The following thoughts have been on my mind for quite some time,
I've read
Geoff Chappell's blog and atm am about halfway through
Windows Internals 6th by Russunovich, and it's brilliant, I really recommend it.
Mark used to piss Microsoft right off so I have great respect for him.
Just to set the record straight, a pagefile is "not required" in Windows and never has been. Regarding applications which "need" a pagefile, applications don't know even the pagefile exists.
^This is true. You will find the above in Mark R's book so feel free to look it up.
Below is mostly opinion, but with some truths thrown in.
Due to events which have happened over the last few years, and some personal observations I've concluded MS are not being totally honest with us neither are Intel. And AMD has been getting the short end.
Many MSDN blogs and TN blogs are tailored to suit Microsoft interests, and tbh - Intel.
The reality:
https://www.raymond.cc/blog/make-windows-7-and-vista-32-bit-x86-support-more-than-4gb-memory/
https://blogs.msdn.microsoft.com/oldnewthing/20090706-00/?p=17623/
https://blogs.msdn.microsoft.com/oldnewthing/20040822-00/?p=38093/
http://www.geoffchappell.com/notes/windows/license/memory.htm
******
PAE and the PF is designed for x86 32 systems with 2GB sliced of for the kernel and a total of 2GB or less left for everything else. Or any platform with barely any ram. Like all Intel until around ~2008.

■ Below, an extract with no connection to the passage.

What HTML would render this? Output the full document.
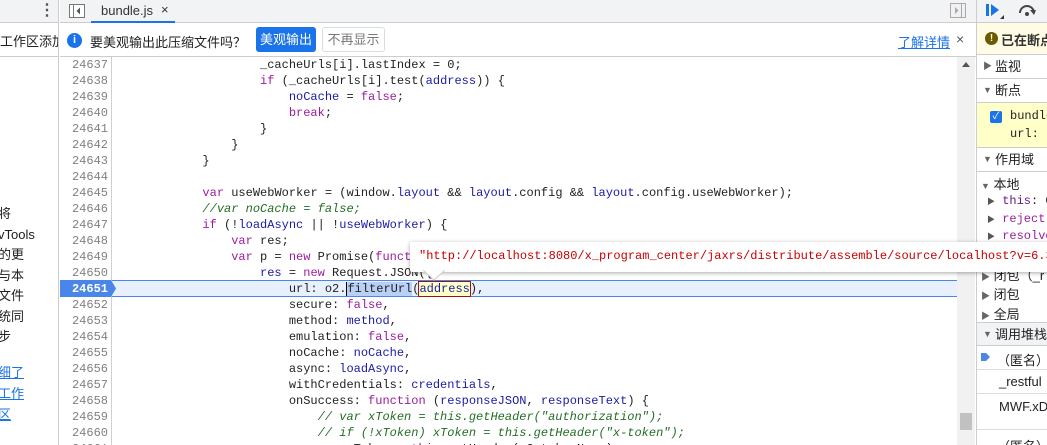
<!DOCTYPE html>
<html><head><meta charset="utf-8"><style>
*{margin:0;padding:0;box-sizing:border-box}
body{width:1047px;height:445px;overflow:hidden;position:relative;background:#fff;font-family:"Liberation Sans","Noto Sans CJK SC",sans-serif;font-size:13px;color:#202124}
.abs{position:absolute}
.mono{font-family:"Liberation Mono","Noto Sans CJK SC",monospace;font-size:12px}
#left{left:0;top:0;width:59px;height:445px;border-right:1px solid #cbcdd1;overflow:hidden}
#tabbar{left:60px;top:0;width:916px;height:23px;background:#f1f3f4;border-bottom:1px solid #cbcdd1}
#info{left:60px;top:23px;width:916px;height:34px;border-bottom:1px solid #cbcdd1;background:#fff}
#gutter{left:60px;top:57px;width:52px;height:388px;border-right:1px solid #d0d0d0;background:#fff}
.ln{position:absolute;left:0;width:48px;text-align:right;color:#808080;height:16px;line-height:16px}
.cl{position:absolute;left:116px;white-space:pre;height:16px;line-height:16px;color:#222}
.k{color:#9c1d9a}.v{color:#1a1aa6}.c{color:#236e25;font-style:italic}.s{color:#c80000}
#right{left:976px;top:0;width:71px;height:445px;border-left:1px solid #cbcdd1;background:#fff;overflow:hidden;white-space:nowrap}
.sec{position:absolute;left:0;width:71px;height:24px;line-height:23px;border-bottom:1px solid #cbcdd1;padding-left:18px;font-size:13px}
.tri{position:absolute;left:6px;top:0;font-size:9px;color:#666}
</style></head><body>

<div id="left" class="abs">
  <div class="abs" style="left:0;top:0;width:59px;height:23px;background:#f1f3f4;border-bottom:1px solid #cbcdd1"></div>
  <div class="abs" style="left:39px;top:2px;font-size:16px;color:#555;line-height:18px;font-weight:bold">⋮</div>
  <div class="abs" style="left:0;top:31px;font-size:13px;white-space:nowrap">工作区添加</div>
  <div class="abs" style="left:0;top:56px;width:59px;height:1px;background:#cbcdd1"></div>
  <div class="abs" style="left:-2px;top:204px;font-size:13px;line-height:20.5px;white-space:nowrap">将<br>vTools<br>的更<br>与本<br>文件<br>统同<br>步</div>
  <div class="abs" style="left:-2px;top:362px;font-size:13px;line-height:21px;color:#1a73e8;text-decoration:underline;white-space:nowrap">细了<br>工作<br>区</div>
</div>

<div id="tabbar" class="abs">
  <svg class="abs" style="left:9px;top:4px" width="16" height="14"><rect x="0.5" y="0.5" width="15" height="13" fill="#fff" stroke="#777"/><line x1="4.5" y1="1" x2="4.5" y2="13" stroke="#777"/><path d="M11 3.5 L7.5 7 L11 10.5Z" fill="#555"/></svg>
  <div class="abs" style="left:31px;top:0;width:84px;height:23px;border-bottom:2px solid #1a73e8"></div>
  <div class="abs" style="left:41px;top:3px;font-size:13px;color:#333">bundle.js</div>
  <div class="abs" style="left:101px;top:2px;font-size:13px;color:#333">×</div>
  <svg class="abs" style="left:890px;top:3px" width="16" height="15"><rect x="0.5" y="0.5" width="15" height="14" fill="#f1f1f1" stroke="#aaa"/><line x1="11.5" y1="1" x2="11.5" y2="14" stroke="#aaa"/><path d="M5 4 L8.5 7.5 L5 11Z" fill="#aaa"/></svg>
</div>

<div id="info" class="abs">
  <div class="abs" style="left:7px;top:10px;width:15px;height:15px;border-radius:50%;background:#1a73e8;color:#fff;font-size:11px;font-weight:bold;text-align:center;line-height:15px">i</div>
  <div class="abs" style="left:30px;top:9px;font-size:13px">要美观输出此压缩文件吗？</div>
  <div class="abs" style="left:196px;top:4px;width:60px;height:25px;background:#1a73e8;border-radius:3px;color:#fff;text-align:center;line-height:25px;font-size:13px">美观输出</div>
  <div class="abs" style="left:262px;top:4px;width:63px;height:25px;border:1px solid #dadce0;border-radius:3px;color:#777;text-align:center;line-height:23px;font-size:13px">不再显示</div>
  <div class="abs" style="left:838px;top:9px;font-size:13px;color:#1a73e8;text-decoration:underline">了解详情</div>
  <div class="abs" style="left:896px;top:8px;font-size:14px;color:#555">×</div>
</div>

<div id="gutter" class="abs mono"></div>
<div id="code" class="abs mono" style="left:0;top:57px;width:957px;height:388px;overflow:hidden">
  <div class="abs" style="left:112px;top:223px;width:845px;height:17px;background:#e8effd;border-top:1px solid #4a86e8;border-bottom:1px solid #4a86e8"></div>
  <svg class="abs" style="left:60px;top:223px" width="58" height="17"><path d="M0 0 H51 L56 8.5 L51 17 H0Z" fill="#4a86e8"/></svg>
  <div class="ln" style="left:60px;top:0">24637</div>
  <div class="ln" style="left:60px;top:16px">24638</div>
  <div class="ln" style="left:60px;top:32px">24639</div>
  <div class="ln" style="left:60px;top:48px">24640</div>
  <div class="ln" style="left:60px;top:64px">24641</div>
  <div class="ln" style="left:60px;top:80px">24642</div>
  <div class="ln" style="left:60px;top:96px">24643</div>
  <div class="ln" style="left:60px;top:112px">24644</div>
  <div class="ln" style="left:60px;top:128px">24645</div>
  <div class="ln" style="left:60px;top:144px">24646</div>
  <div class="ln" style="left:60px;top:160px">24647</div>
  <div class="ln" style="left:60px;top:176px">24648</div>
  <div class="ln" style="left:60px;top:192px">24649</div>
  <div class="ln" style="left:60px;top:208px">24650</div>
  <div class="ln" style="left:60px;top:224px;color:#fff;font-weight:bold">24651</div>
  <div class="ln" style="left:60px;top:240px">24652</div>
  <div class="ln" style="left:60px;top:256px">24653</div>
  <div class="ln" style="left:60px;top:272px">24654</div>
  <div class="ln" style="left:60px;top:288px">24655</div>
  <div class="ln" style="left:60px;top:304px">24656</div>
  <div class="ln" style="left:60px;top:320px">24657</div>
  <div class="ln" style="left:60px;top:336px">24658</div>
  <div class="ln" style="left:60px;top:352px">24659</div>
  <div class="ln" style="left:60px;top:368px">24660</div>
  <div class="ln" style="left:60px;top:384px">24661</div>

  <div class="cl" style="top:0">                    _cacheUrls[i].lastIndex = 0;</div>
  <div class="cl" style="top:16px">                    <span class="k">if</span> (_cacheUrls[i].test(<span class="v">address</span>)) {</div>
  <div class="cl" style="top:32px">                        <span class="v">noCache</span> = <span class="k">false</span>;</div>
  <div class="cl" style="top:48px">                        <span class="k">break</span>;</div>
  <div class="cl" style="top:64px">                    }</div>
  <div class="cl" style="top:80px">                }</div>
  <div class="cl" style="top:96px">            }</div>
  <div class="cl" style="top:128px">            <span class="k">var</span> useWebWorker = (window.<span class="v">layout</span> &amp;&amp; <span class="v">layout</span>.config &amp;&amp; <span class="v">layout</span>.config.useWebWorker);</div>
  <div class="cl c" style="top:144px">            //var noCache = false;</div>
  <div class="cl" style="top:160px">            <span class="k">if</span> (!<span class="v">loadAsync</span> || !<span class="v">useWebWorker</span>) {</div>
  <div class="cl" style="top:176px">                <span class="k">var</span> res;</div>
  <div class="cl" style="top:192px">                <span class="k">var</span> p = <span class="k">new</span> Promise(<span class="k">function</span></div>
  <div class="cl" style="top:208px">                    <span class="v">res</span> = <span class="k">new</span> Request.JSON({</div>
  <div class="cl" style="top:224px">                        url: o2.<span style="background:#b9cff5;border-left:1px solid #000">filterUrl</span>(<span class="v" style="background:#ffffc8;outline:1px solid #a01010">address</span>),</div>
  <div class="cl" style="top:240px">                        secure: <span class="k">false</span>,</div>
  <div class="cl" style="top:256px">                        method: <span class="v">method</span>,</div>
  <div class="cl" style="top:272px">                        emulation: <span class="k">false</span>,</div>
  <div class="cl" style="top:288px">                        noCache: <span class="v">noCache</span>,</div>
  <div class="cl" style="top:304px">                        async: <span class="v">loadAsync</span>,</div>
  <div class="cl" style="top:320px">                        withCredentials: <span class="v">credentials</span>,</div>
  <div class="cl" style="top:336px">                        onSuccess: <span class="k">function</span> (<span class="v">responseJSON</span>, <span class="v">responseText</span>) {</div>
  <div class="cl c" style="top:352px">                            // var xToken = this.getHeader("authorization");</div>
  <div class="cl c" style="top:368px">                            // if (!xToken) xToken = this.getHeader("x-token");</div>
  <div class="cl" style="top:384px">                            <span class="k">var</span> xToken = <span class="k">this</span>.getHeader(o2.tokenName);</div>
</div>

<div class="abs" style="left:957px;top:57px;width:18px;height:388px;background:#f1f1f1"></div>
<div class="abs" style="left:962px;top:62px;width:0;height:0;border-left:4px solid transparent;border-right:4px solid transparent;border-bottom:5px solid #555"></div>
<div class="abs" style="left:960px;top:413px;width:12px;height:17px;background:#c1c1c1"></div>

<div id="right" class="abs">
  <div class="abs" style="left:0;top:0;width:71px;height:23px;background:#f1f3f4;border-bottom:1px solid #cbcdd1"></div>
  <svg class="abs" style="left:9px;top:3px" width="20" height="17"><rect x="0" y="1" width="3" height="12" fill="#1a73e8"/><path d="M5 1 L13 7 L5 13Z" fill="#1a73e8"/><path d="M14 16 L18 12 L18 16Z" fill="#333"/></svg>
  <svg class="abs" style="left:40px;top:4px" width="20" height="14"><path d="M3 9 A7 7 0 0 1 17 9" fill="none" stroke="#444" stroke-width="2"/><path d="M13 6 L19 6 L17 11Z" fill="#444"/><circle cx="10" cy="10" r="2" fill="#444"/></svg>
  <div class="abs" style="left:0;top:23px;width:71px;height:32px;background:#fffbe5;border-bottom:1px solid #cbcdd1"></div>
  <div class="abs" style="left:8px;top:32px;width:13px;height:13px;border-radius:50%;background:#6b5a00;color:#fffbe5;font-size:10px;font-weight:bold;text-align:center;line-height:13px">!</div>
  <div class="abs" style="left:24px;top:30px;font-size:13px;font-weight:bold;color:#333">已在断点</div>
  <div class="sec" style="top:55px"><span class="tri">▶</span>监视</div>
  <div class="sec" style="top:79px"><span class="tri">▼</span>断点</div>
  <div class="abs" style="left:0;top:103px;width:71px;height:45px;background:#ffffc8;border-bottom:1px solid #cbcdd1"></div>
  <div class="abs" style="left:13px;top:111px;width:12px;height:12px;background:#1a73e8;border-radius:2px;color:#fff;font-size:10px;line-height:12px;text-align:center">✓</div>
  <div class="abs mono" style="left:33px;top:109px;color:#222">bundle</div>
  <div class="abs mono" style="left:33px;top:127px;color:#222">url: <span class="s">"</span></div>
  <div class="sec" style="top:148px"><span class="tri">▼</span>作用域</div>
  <div class="abs" style="left:4px;top:174px;font-size:13px"><span style="font-size:9px;color:#666">▼</span> 本地</div>
  <div class="abs mono" style="left:10px;top:194px"><span style="font-size:8px;color:#555">▶</span> <span style="color:#6a1a8a">this</span>: <span>C</span></div>
  <div class="abs mono" style="left:10px;top:212px"><span style="font-size:8px;color:#555">▶</span> <span style="color:#9c1d9a">reject</span></div>
  <div class="abs mono" style="left:10px;top:229px"><span style="font-size:8px;color:#555">▶</span> <span style="color:#9c1d9a">resolve</span></div>
  <div class="abs" style="left:4px;top:265px;font-size:13px"><span style="font-size:9px;color:#666">▶</span> 闭包（_r</div>
  <div class="abs" style="left:4px;top:284px;font-size:13px"><span style="font-size:9px;color:#666">▶</span> 闭包</div>
  <div class="abs" style="left:4px;top:304px;font-size:13px"><span style="font-size:9px;color:#666">▶</span> 全局</div>
  <div class="sec" style="top:322px;background:#f1f3f4;border-top:1px solid #cbcdd1"><span class="tri">▼</span>调用堆栈</div>
  <div class="abs" style="left:0;top:346px;width:71px;height:24px;border-bottom:1px solid #ddd"></div>
  <svg class="abs" style="left:4px;top:352px" width="10" height="10"><path d="M0 1 H5 L9 5 L5 9 H0Z" fill="#4a86e8"/></svg>
  <div class="abs" style="left:20px;top:350px;font-size:13px">（匿名）</div>
  <div class="abs" style="left:0;top:370px;width:71px;height:24px;border-bottom:1px solid #ddd"></div>
  <div class="abs" style="left:22px;top:374px;font-size:13px">_restful</div>
  <div class="abs" style="left:0;top:394px;width:71px;height:36px;border-bottom:1px solid #ddd"></div>
  <div class="abs" style="left:22px;top:399px;font-size:13px">MWF.xDesktop</div>
  <div class="abs" style="left:20px;top:436px;font-size:13px">（匿名）</div>
</div>

<div class="abs" style="left:410px;top:242px;width:660px;height:30px;background:#fff;box-shadow:0 1px 4px rgba(0,0,0,.35);border-radius:2px"></div>
<svg class="abs" style="left:423px;top:270px" width="22" height="11"><path d="M0 0 L11 10 L22 0Z" fill="#fff"/><path d="M0 0 L11 10 L22 0" fill="none" stroke="#ccc"/></svg>
<div class="abs mono s" style="left:419px;top:249px;white-space:nowrap">"http://localhost:8080/x_program_center/jaxrs/distribute/assemble/source/localhost?v=6.3</div>
</body></html>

AMD64 and IA64 platforms can both support up to 2TB of RAM and likely more expert MS hasn't tested past 2TB.
TBh I don't understand the point of a PF because if you can map section objects from a hard drive what is the difference between that and a pagefile? Why use one, you're mapping the same pages twice.
Maybe someone else who knows WMM can throw in 2c?
Also, has anyone ever been able to make sense of "Windows Memory Limitations" on MSDN?
I've been in the industry for nearly 20 years and even I don't understand them. Can you?
An example:
https://msdn.microsoft.com/en-nz/library/windows/desktop/aa366778(v=vs.85).aspx
If those are MS Technical References the authors need to find a new line of work.
Wasn't till I read Geoff's Chappel's blog cited above I realised hey, I'm really not stupid after all!
Geoff said it years ago; the MS articles on memory limits and PAE are deliberately ambiguous.
Why can't MSDN seem to make it clear?
During 2004-2008 Intel did not have a single chipset which could handle over 4GB, except Xeon which was specifically designed for servers and astronomically expensive. In 2004 AMD released Athlon64 which was both cheaper than Xeon and could support about as much RAM as you could throw at it. At the same time XP users found they could install 8GB or RAM on their shiny new nForce4 board and the OS would use it.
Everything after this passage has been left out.